Instruction
Pull every line with the word "screenshot" out of the entries below.

Data rows

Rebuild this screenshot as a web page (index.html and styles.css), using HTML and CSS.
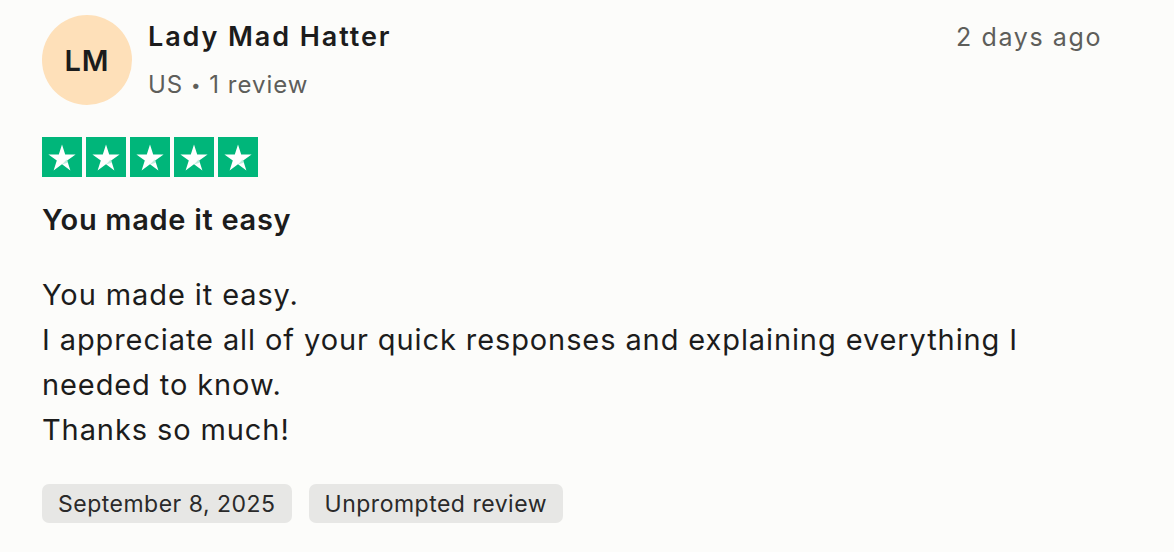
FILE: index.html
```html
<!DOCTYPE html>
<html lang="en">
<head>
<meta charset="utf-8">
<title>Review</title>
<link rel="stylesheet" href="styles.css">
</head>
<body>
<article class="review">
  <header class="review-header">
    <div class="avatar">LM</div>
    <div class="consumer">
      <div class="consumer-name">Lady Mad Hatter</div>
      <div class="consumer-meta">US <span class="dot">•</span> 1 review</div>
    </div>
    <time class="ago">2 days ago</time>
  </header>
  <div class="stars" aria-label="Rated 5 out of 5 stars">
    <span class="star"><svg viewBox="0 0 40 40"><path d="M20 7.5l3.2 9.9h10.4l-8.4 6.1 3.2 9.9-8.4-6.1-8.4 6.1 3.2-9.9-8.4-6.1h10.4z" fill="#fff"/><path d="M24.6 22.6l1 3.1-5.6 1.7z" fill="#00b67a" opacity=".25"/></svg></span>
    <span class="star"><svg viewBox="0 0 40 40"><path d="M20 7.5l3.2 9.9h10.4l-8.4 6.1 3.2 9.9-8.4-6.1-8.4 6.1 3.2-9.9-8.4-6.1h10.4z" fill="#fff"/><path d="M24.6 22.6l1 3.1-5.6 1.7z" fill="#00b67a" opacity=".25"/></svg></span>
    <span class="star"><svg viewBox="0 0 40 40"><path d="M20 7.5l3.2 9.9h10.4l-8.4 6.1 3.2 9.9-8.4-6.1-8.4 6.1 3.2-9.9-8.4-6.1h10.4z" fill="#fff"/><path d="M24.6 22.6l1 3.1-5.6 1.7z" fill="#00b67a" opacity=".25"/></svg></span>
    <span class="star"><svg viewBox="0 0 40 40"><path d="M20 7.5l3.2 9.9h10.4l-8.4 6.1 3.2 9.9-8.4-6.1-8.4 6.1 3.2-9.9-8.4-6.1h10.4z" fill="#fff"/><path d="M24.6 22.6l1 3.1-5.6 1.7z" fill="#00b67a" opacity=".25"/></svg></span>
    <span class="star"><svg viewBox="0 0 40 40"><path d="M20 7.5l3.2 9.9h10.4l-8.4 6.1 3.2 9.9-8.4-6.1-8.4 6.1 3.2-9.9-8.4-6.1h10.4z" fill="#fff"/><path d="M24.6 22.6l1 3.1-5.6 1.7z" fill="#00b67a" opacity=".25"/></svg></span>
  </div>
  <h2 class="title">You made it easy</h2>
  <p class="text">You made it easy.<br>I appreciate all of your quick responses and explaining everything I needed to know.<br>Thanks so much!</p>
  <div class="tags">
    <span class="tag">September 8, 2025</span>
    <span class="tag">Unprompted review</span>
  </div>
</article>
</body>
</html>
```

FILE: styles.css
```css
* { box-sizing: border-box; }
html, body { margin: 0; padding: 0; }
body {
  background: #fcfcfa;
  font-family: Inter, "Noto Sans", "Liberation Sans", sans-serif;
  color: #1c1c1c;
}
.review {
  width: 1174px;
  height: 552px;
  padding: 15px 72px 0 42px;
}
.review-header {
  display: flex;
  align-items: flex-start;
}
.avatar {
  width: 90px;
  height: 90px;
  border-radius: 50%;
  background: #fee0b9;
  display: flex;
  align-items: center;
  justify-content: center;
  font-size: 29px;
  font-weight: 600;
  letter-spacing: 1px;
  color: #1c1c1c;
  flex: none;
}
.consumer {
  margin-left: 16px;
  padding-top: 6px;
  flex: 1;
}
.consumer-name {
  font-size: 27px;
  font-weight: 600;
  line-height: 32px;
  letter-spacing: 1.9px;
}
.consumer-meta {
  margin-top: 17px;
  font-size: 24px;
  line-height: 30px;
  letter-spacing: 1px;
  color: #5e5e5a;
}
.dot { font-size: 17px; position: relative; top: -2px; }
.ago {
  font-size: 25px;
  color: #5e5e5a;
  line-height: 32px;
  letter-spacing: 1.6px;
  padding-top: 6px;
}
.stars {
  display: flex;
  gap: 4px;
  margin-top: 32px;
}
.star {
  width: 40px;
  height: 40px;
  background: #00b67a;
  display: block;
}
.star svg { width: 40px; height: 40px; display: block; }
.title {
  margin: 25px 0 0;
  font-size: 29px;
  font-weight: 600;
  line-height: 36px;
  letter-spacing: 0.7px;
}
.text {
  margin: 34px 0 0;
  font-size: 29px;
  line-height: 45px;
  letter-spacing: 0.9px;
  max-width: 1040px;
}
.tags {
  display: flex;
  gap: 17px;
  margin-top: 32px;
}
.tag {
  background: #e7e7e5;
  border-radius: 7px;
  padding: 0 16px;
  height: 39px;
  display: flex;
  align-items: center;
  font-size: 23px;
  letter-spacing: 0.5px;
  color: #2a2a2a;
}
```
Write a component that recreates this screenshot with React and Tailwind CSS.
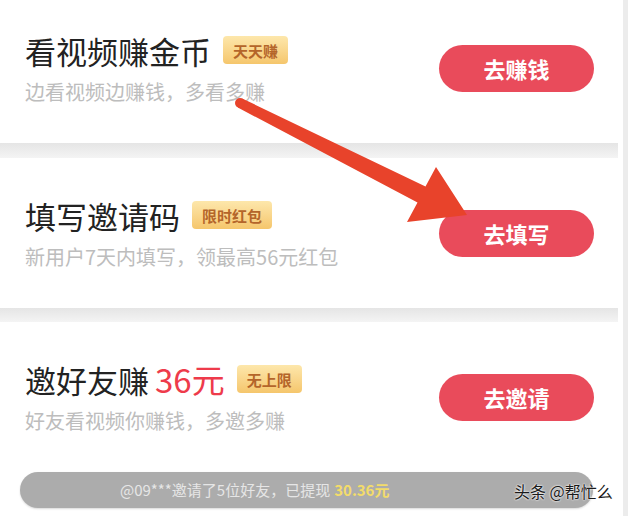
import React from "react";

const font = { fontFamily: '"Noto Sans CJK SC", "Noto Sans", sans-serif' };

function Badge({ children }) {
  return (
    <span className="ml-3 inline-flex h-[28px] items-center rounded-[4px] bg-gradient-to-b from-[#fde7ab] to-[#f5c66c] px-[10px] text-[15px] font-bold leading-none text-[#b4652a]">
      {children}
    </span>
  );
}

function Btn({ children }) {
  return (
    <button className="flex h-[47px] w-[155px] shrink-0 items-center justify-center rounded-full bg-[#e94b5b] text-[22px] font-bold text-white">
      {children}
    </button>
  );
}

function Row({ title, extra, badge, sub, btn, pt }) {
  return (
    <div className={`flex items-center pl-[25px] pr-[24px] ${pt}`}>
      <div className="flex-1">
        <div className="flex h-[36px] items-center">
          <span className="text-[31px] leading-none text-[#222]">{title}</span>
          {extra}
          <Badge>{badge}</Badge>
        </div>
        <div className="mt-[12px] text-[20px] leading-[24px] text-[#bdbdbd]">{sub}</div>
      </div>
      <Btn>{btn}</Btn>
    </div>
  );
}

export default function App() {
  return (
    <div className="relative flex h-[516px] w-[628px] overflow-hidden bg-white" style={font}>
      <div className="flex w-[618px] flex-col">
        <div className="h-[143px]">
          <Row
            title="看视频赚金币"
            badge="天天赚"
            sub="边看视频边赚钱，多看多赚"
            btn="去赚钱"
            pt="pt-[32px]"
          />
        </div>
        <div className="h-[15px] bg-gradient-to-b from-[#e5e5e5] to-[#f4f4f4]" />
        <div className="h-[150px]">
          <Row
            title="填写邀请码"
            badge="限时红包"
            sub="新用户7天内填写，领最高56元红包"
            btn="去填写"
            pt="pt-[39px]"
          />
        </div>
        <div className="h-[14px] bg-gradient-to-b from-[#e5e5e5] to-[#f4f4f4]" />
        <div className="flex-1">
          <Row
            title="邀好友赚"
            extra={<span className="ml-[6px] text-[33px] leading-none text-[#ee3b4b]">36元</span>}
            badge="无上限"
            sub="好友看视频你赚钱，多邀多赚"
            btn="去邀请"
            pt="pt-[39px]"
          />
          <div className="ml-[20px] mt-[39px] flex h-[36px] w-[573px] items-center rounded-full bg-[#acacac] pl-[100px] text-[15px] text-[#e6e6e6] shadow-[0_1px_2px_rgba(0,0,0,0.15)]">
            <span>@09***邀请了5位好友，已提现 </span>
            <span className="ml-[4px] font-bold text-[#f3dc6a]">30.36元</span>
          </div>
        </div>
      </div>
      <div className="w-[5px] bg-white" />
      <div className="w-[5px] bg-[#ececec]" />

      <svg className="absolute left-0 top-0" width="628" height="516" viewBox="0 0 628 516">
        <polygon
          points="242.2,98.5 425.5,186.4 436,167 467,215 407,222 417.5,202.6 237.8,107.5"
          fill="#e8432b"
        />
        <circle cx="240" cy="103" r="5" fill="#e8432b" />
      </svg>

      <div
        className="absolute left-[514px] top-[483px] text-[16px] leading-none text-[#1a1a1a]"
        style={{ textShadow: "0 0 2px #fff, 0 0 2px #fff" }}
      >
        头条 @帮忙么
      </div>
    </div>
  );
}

Result below
Rebuild this screenshot as a web page (index.html and styles.css), using HTML and CSS.
Write a component that recreates this screenshot with React and Tailwind CSS.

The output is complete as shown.